ANNAPOLIS — In 2013, there were over 41,000 cases where criminal defendants failed to show up to court in the state, according to Maryland District Court records. Defendants missed scheduled court dates for initial charges that included petty crimes to more serious offenses.
The majority of the initial charges where defendants failed to appear in court were drug-related, according to records obtained by Capital News Service through a Maryland Public Information Act request. There were more than 10,900 drug-related charges.
There were nearly 7,500 theft charges among the initial cases.
Other initial charges included littering, selling unpackaged cigarettes, animal cruelty and violation of protective orders.
For Maryland District Court clerks, the process of rescheduling court dates and processing bench warrants for these ‘failure to appear’ cases happens so frequently that it has become just another part of the job.
But in criminal cases, if a defendant does not keep their court date it delays due process and compromises the case, said Judge Robert C. Wilcox, a retired District Court judge, who continues to hear cases twice per week.
“It collapses the system,” said Wilcox.
“Time works for them but against the court,” he added, noting that delaying a case can be used as a defense tactic. “The cases do not get stronger with time.”
Wilcox said there are excusable absences. If a person has documentation of illness or proof that they were not served with notice of the scheduled hearing, the court will take that under consideration.

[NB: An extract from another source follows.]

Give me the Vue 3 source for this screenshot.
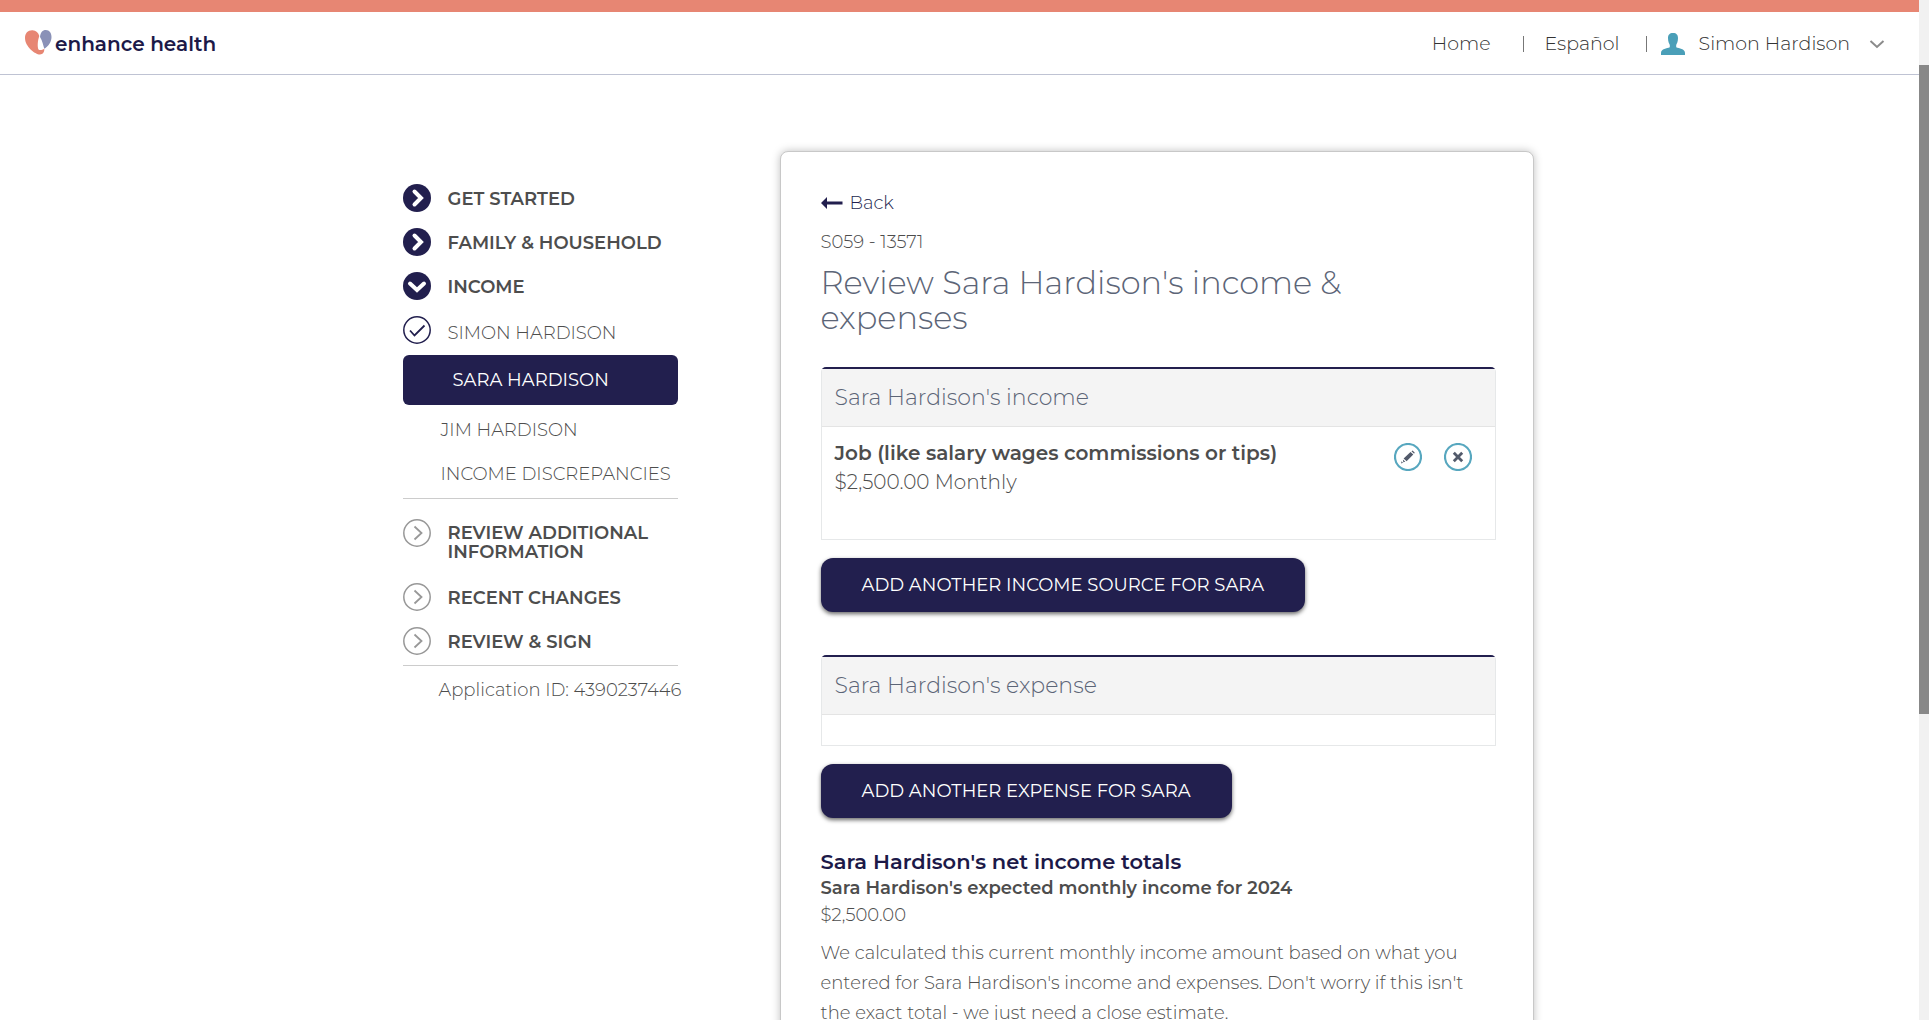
<script setup>
const steps = [
  { label: 'Get started', icon: 'right' },
  { label: 'Family & household', icon: 'right' },
  { label: 'Income', icon: 'down' },
]
const laterSteps = ['Recent changes', 'Review & sign']
</script>

<template>
  <div class="app">
    <div class="page">
      <header class="top">
        <a class="brand" href="#">
          <svg width="27" height="26" viewBox="0 0 27 26" aria-hidden="true">
            <path fill="#e78673" d="M0 8C0 3 3 0 7.500 0.200C11 0.400 13.500 2.500 14.300 6C12.500 11 12.300 17 13.500 19.500C14.500 20.500 17.500 20 19.300 18.800C19.500 22 18 24.500 15 24.500C10 24.500 0 16.500 0 8Z" />
            <path fill="#8a91b7" d="M15 7C15.500 2.500 17.500 0 20.800 0C24.500 0 26.500 3 26.500 7C26.500 12 23.500 16 19.300 18.800C18.300 15.500 17.500 11 15 7Z" />
          </svg>
          <span>enhance health</span>
        </a>
        <nav class="links" aria-label="Account">
          <a href="#" class="home">Home</a>
          <span class="bar"></span>
          <a href="#" class="lang">Español</a>
          <span class="bar"></span>
          <button type="button" class="user">
            <svg width="24" height="22" viewBox="0 0 24 22" aria-hidden="true">
              <path fill="#4a9fb8" d="M12 0C15.500 0 17 2 17 5C17 9 15.800 10.500 15.200 12V14.200C18 15.500 24 15.500 24 20V22H0V20C0 15.500 6 15.500 8.800 14.200V12C8.200 10.500 7 9 7 5C7 2 8.500 0 12 0Z" />
            </svg>
            <span>Simon Hardison</span>
            <svg class="caret" width="16" height="10" viewBox="0 0 16 10" aria-hidden="true">
              <path d="M1.500 2L8 8L14.500 2" fill="none" stroke="#8b8b8b" stroke-width="2" />
            </svg>
          </button>
        </nav>
      </header>

      <div class="layout">
        <nav class="steps" aria-label="Application steps">
          <a v-for="s in steps" :key="s.label" href="#" class="step">
            <svg width="28" height="28" viewBox="0 0 28 28" aria-hidden="true">
              <circle cx="14" cy="14" r="14" fill="#221f4e" />
              <path :d="s.icon === 'right' ? 'M11.500 7.500L18 14L11.500 20.500' : 'M7 11.500L14 18L21 11.500'" fill="none" stroke="#fff" stroke-width="4" stroke-linecap="round" />
            </svg>
            <span>{{ s.label }}</span>
          </a>
          <a href="#" class="step done">
            <svg width="28" height="28" viewBox="0 0 28 28" aria-hidden="true">
              <circle cx="14" cy="14" r="13.200" fill="#fff" stroke="#221f4e" stroke-width="1.500" />
              <path d="M7 14.500L11.500 19.500L21.500 9.500" fill="none" stroke="#221f4e" stroke-width="1.800" />
            </svg>
            <span>Simon Hardison</span>
          </a>
          <a href="#" class="current" aria-current="step">Sara Hardison</a>
          <a href="#" class="sub">Jim Hardison</a>
          <a href="#" class="sub">Income discrepancies</a>
          <hr />
          <a href="#" class="step wrapped">
            <svg width="28" height="28" viewBox="0 0 28 28" aria-hidden="true">
              <circle cx="14" cy="14" r="13.200" fill="none" stroke="#989898" stroke-width="1.500" />
              <path d="M11.500 7.500L18.500 14L11.500 20.500" fill="none" stroke="#989898" stroke-width="1.800" />
            </svg>
            <span>Review additional information</span>
          </a>
          <a v-for="label in laterSteps" :key="label" href="#" class="step">
            <svg width="28" height="28" viewBox="0 0 28 28" aria-hidden="true">
              <circle cx="14" cy="14" r="13.200" fill="none" stroke="#989898" stroke-width="1.500" />
              <path d="M11.500 7.500L18.500 14L11.500 20.500" fill="none" stroke="#989898" stroke-width="1.800" />
            </svg>
            <span>{{ label }}</span>
          </a>
          <hr />
          <p class="app-id">Application ID: 4390237446</p>
        </nav>

        <main class="card">
          <a href="#" class="back">
            <svg width="22" height="12" viewBox="0 0 22 12" aria-hidden="true">
              <path fill="#221f4e" d="M0 6L6 0V4.500H21.500V7.500H6V12Z" />
            </svg>
            <span>Back</span>
          </a>
          <p class="code">S059 - 13571</p>
          <h1>Review Sara Hardison's income &amp; expenses</h1>

          <section class="panel">
            <h2>Sara Hardison's income</h2>
            <div class="panel-body">
              <div class="entry">
                <strong>Job (like salary wages commissions or tips)</strong>
                <span>$2,500.00 Monthly</span>
              </div>
              <div class="actions">
                <button type="button" aria-label="Edit income">
                  <svg width="28" height="28" viewBox="0 0 28 28" aria-hidden="true">
                    <circle cx="14" cy="14" r="13" fill="#fff" stroke="#57a7bf" stroke-width="2.200" />
                    <path fill="#525a6b" d="M16.500 9L19.300 11.600L12.600 18.300L9.600 15.600ZM17.500 8.200L18.500 7.500L20.700 9.500L20.100 10.800ZM8.900 16.600L11.300 18.800L9.300 19.200ZM7.400 18.200L9 19.800L7.200 20.400Z" />
                  </svg>
                </button>
                <button type="button" aria-label="Remove income">
                  <svg width="28" height="28" viewBox="0 0 28 28" aria-hidden="true">
                    <circle cx="14" cy="14" r="13" fill="#fff" stroke="#57a7bf" stroke-width="2.200" />
                    <path d="M9.800 9.800L18.200 18.200M18.200 9.800L9.800 18.200" stroke="#525a6b" stroke-width="2.800" />
                  </svg>
                </button>
              </div>
            </div>
          </section>
          <button type="button" class="primary">Add another income source for Sara</button>

          <section class="panel">
            <h2>Sara Hardison's expense</h2>
            <div class="panel-body empty"></div>
          </section>
          <button type="button" class="primary">Add another expense for Sara</button>

          <section class="totals">
            <h3>Sara Hardison's net income totals</h3>
            <h4>Sara Hardison's expected monthly income for 2024</h4>
            <p class="amount">$2,500.00</p>
            <p class="note">
              We calculated this current monthly income amount based on what you
              entered for Sara Hardison's income and expenses. Don't worry if this isn't
              the exact total - we just need a close estimate.
            </p>
          </section>
        </main>
      </div>
    </div>
    <div class="scroll-track"><div class="scroll-thumb"></div></div>
  </div>
</template>

<style>
body {
  margin: 0;
  background: #fff;
}
</style>

<style scoped>
.app {
  display: flex;
  height: 100vh;
  overflow: hidden;
  font-family: Montserrat, Inter, "Open Sans", sans-serif;
  font-size: 18px;
  font-weight: 300;
  color: #4d4d4d;
}
.app * {
  box-sizing: border-box;
}
.page {
  flex: 1;
  min-width: 0;
  overflow: hidden;
}
.scroll-track {
  width: 10px;
  padding-top: 65px;
  background: #f1f1f1;
}
.scroll-thumb {
  height: 68%;
  background: #888;
}
a {
  color: inherit;
  text-decoration: none;
}
button {
  font: inherit;
  color: inherit;
  border: 0;
  background: none;
  padding: 0;
  cursor: pointer;
}
svg {
  display: block;
  flex: none;
}
h1,
h2,
h3,
h4,
p {
  margin: 0;
}

.top {
  display: flex;
  justify-content: space-between;
  align-items: center;
  height: 75px;
  padding: 0 34px 0 25px;
  border-top: 12px solid #e78673;
  border-bottom: 1px solid #bfc3d3;
}
.brand {
  display: flex;
  align-items: center;
  gap: 3px;
  font-size: 20px;
  font-weight: 600;
  line-height: 24px;
  color: #1c1948;
}
.brand span {
  padding-top: 2px;
}
.links {
  display: flex;
  align-items: center;
  padding-top: 2px;
  font-size: 19px;
  line-height: 24px;
  color: #333;
}
.bar {
  width: 1px;
  height: 16px;
  background: #777;
}
.home {
  margin-right: 32px;
}
.lang {
  margin: 0 26px 0 21px;
}
.user {
  display: flex;
  align-items: center;
  gap: 14px;
  margin-left: 14px;
}
.caret {
  margin-left: 5px;
}

.layout {
  display: flex;
  justify-content: space-between;
  align-items: flex-start;
  max-width: 1170px;
  margin: 0 auto;
  padding: 76px 11px 0 28px;
}

.steps {
  display: flex;
  flex-direction: column;
  width: 275px;
  padding-top: 25px;
}
.step {
  display: flex;
  align-items: center;
  gap: 17px;
  height: 44px;
  font-weight: 600;
  line-height: 19px;
  text-transform: uppercase;
}
.step span {
  padding-top: 2px;
}
.step.done {
  font-weight: 300;
}
.step.done span {
  padding-top: 6px;
}
.step.wrapped {
  align-items: flex-start;
  height: 56px;
  margin-top: 6px;
}
.step.wrapped span {
  padding-top: 5px;
}
.current {
  margin: 3px 0;
  padding-left: 50px;
  border-radius: 6px;
  background: #221f4e;
  color: #fff;
  font-weight: 400;
  line-height: 50px;
  text-transform: uppercase;
}
.sub {
  padding-left: 38px;
  line-height: 44px;
  text-transform: uppercase;
  white-space: nowrap;
}
hr {
  width: 100%;
  height: 1px;
  margin: 2px 0 14px;
  border: 0;
  background: #ccc;
}
.app-id {
  padding-left: 36px;
  line-height: 20px;
  white-space: nowrap;
}

.card {
  width: 754px;
  padding: 41px 37px 40px 40px;
  border: 1px solid #c8c8c8;
  border-radius: 8px;
  box-shadow: 0 0 8px rgba(0, 0, 0, 0.25);
  background: #fff;
}
.back {
  display: flex;
  align-items: center;
  gap: 7px;
  line-height: 20px;
  color: #221f4e;
}
.code {
  margin-top: 19px;
  line-height: 20px;
}
h1 {
  margin-top: 13px;
  font-size: 32px;
  font-weight: 300;
  line-height: 35px;
  color: #5c6577;
}
.panel {
  margin-top: 32px;
  border: 1px solid #e6e8e9;
  border-top: 2px solid #221f4e;
  border-radius: 5px 5px 0 0;
}
.panel h2 {
  padding: 0 13px;
  border-bottom: 1px solid #e4e4e4;
  background: #f4f4f4;
  font-size: 22px;
  font-weight: 300;
  line-height: 57px;
  color: #5c6577;
}
.panel-body {
  display: flex;
  justify-content: space-between;
  min-height: 112px;
  padding: 12px 23px 20px 13px;
}
.panel-body.empty {
  min-height: 30px;
  padding: 0;
}
.entry {
  display: flex;
  flex-direction: column;
  font-size: 20px;
  line-height: 29px;
}
.entry strong {
  font-weight: 600;
}
.actions {
  display: flex;
  align-items: flex-start;
  gap: 22px;
  padding-top: 4px;
}
.primary {
  display: block;
  margin-top: 18px;
  padding: 1px 41px 0;
  border-radius: 12px;
  background: #221f4e;
  box-shadow: 0 2px 4px rgba(0, 0, 0, 0.6);
  color: #fff;
  font-weight: 400;
  line-height: 53px;
  text-transform: uppercase;
}
.primary + .panel {
  margin-top: 43px;
}
.totals {
  margin-top: 30px;
}
h3 {
  font-size: 21px;
  font-weight: 600;
  line-height: 27px;
  color: #1c1948;
}
h4 {
  font-size: 18px;
  font-weight: 600;
  line-height: 27px;
}
.amount {
  line-height: 27px;
}
.note {
  margin-top: 9px;
  line-height: 30px;
}
</style>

Opposite of a failure to appear, an attorney can request a postponement of the case where appropriate, and a continuance can be requested when a case starts but circumstances require it to be delayed.
Wilcox said that while postponement requests and continuances also prolong the process, failing to appear hinders the ability for the court to proceed.
“With a postponement, you know when the case is coming back …,” Wilcox said. “With a failure to appear, you don’t know when or if they are coming.”
Failing to appear also affects the court employees, he said.
“When it gets put off, it adds to the ever-increasing workload,” Wilcox said. “There is more work than workers.”
Angelita Plemmer Williams, a spokeswoman for the Maryland Judiciary, said that failure to appear affects witness testimony.
“As cases are delayed, witness memories will diminish,” she said.
While the courts were unable to provide the quantifiable costs associated with failing to appear, Williams said it creates a “ripple effect” in terms of time and resources.
When a person fails to appear during a scheduled court date, it prompts additional actions from the court and the sheriff’s office. The judge issues a bench warrant, the clerk processes the warrant and the sheriff’s office serves it.
In addition, Williams said that witnesses often take off work to appear in court, which can result in loss of wages.
The Anne Arundel County Sheriff’s Office is in charge of serving subpoenas, arrest warrants and bench warrants in its jurisdiction.
Lt. Jennifer Gilbert-Duran, of the Anne Arundel County Sheriff’s Office, said that failure to appear cases make up a large portion of the warrants the deputies serve.
Gilbert-Duran said that when Sheriff Ronald S. Bateman, D-Anne Arundel, took office in December 2006, there were 13,584 open warrants and that at the end of February 2014, the sheriff’s office had 8,978 open warrants.
She explained that deputies investigate Maryland Motor Vehicle Administration records, employment files, and utilize other methods to track down those who fail to appear.
While many of the failure to appear defendants are picked up on traffic stops, Gilbert-Duran said that the progress is due to department efforts such as conducting sweeps and responding to tips.
There are three warrant teams and when they receive tips they have to coordinate resources quickly, she said.
“That is challenging because we are only staffed with so many deputies,” Gilbert-Duran said.
“When someone fails to appear in court, sometimes it is because of events beyond their control, but others appear to be evading,” she said.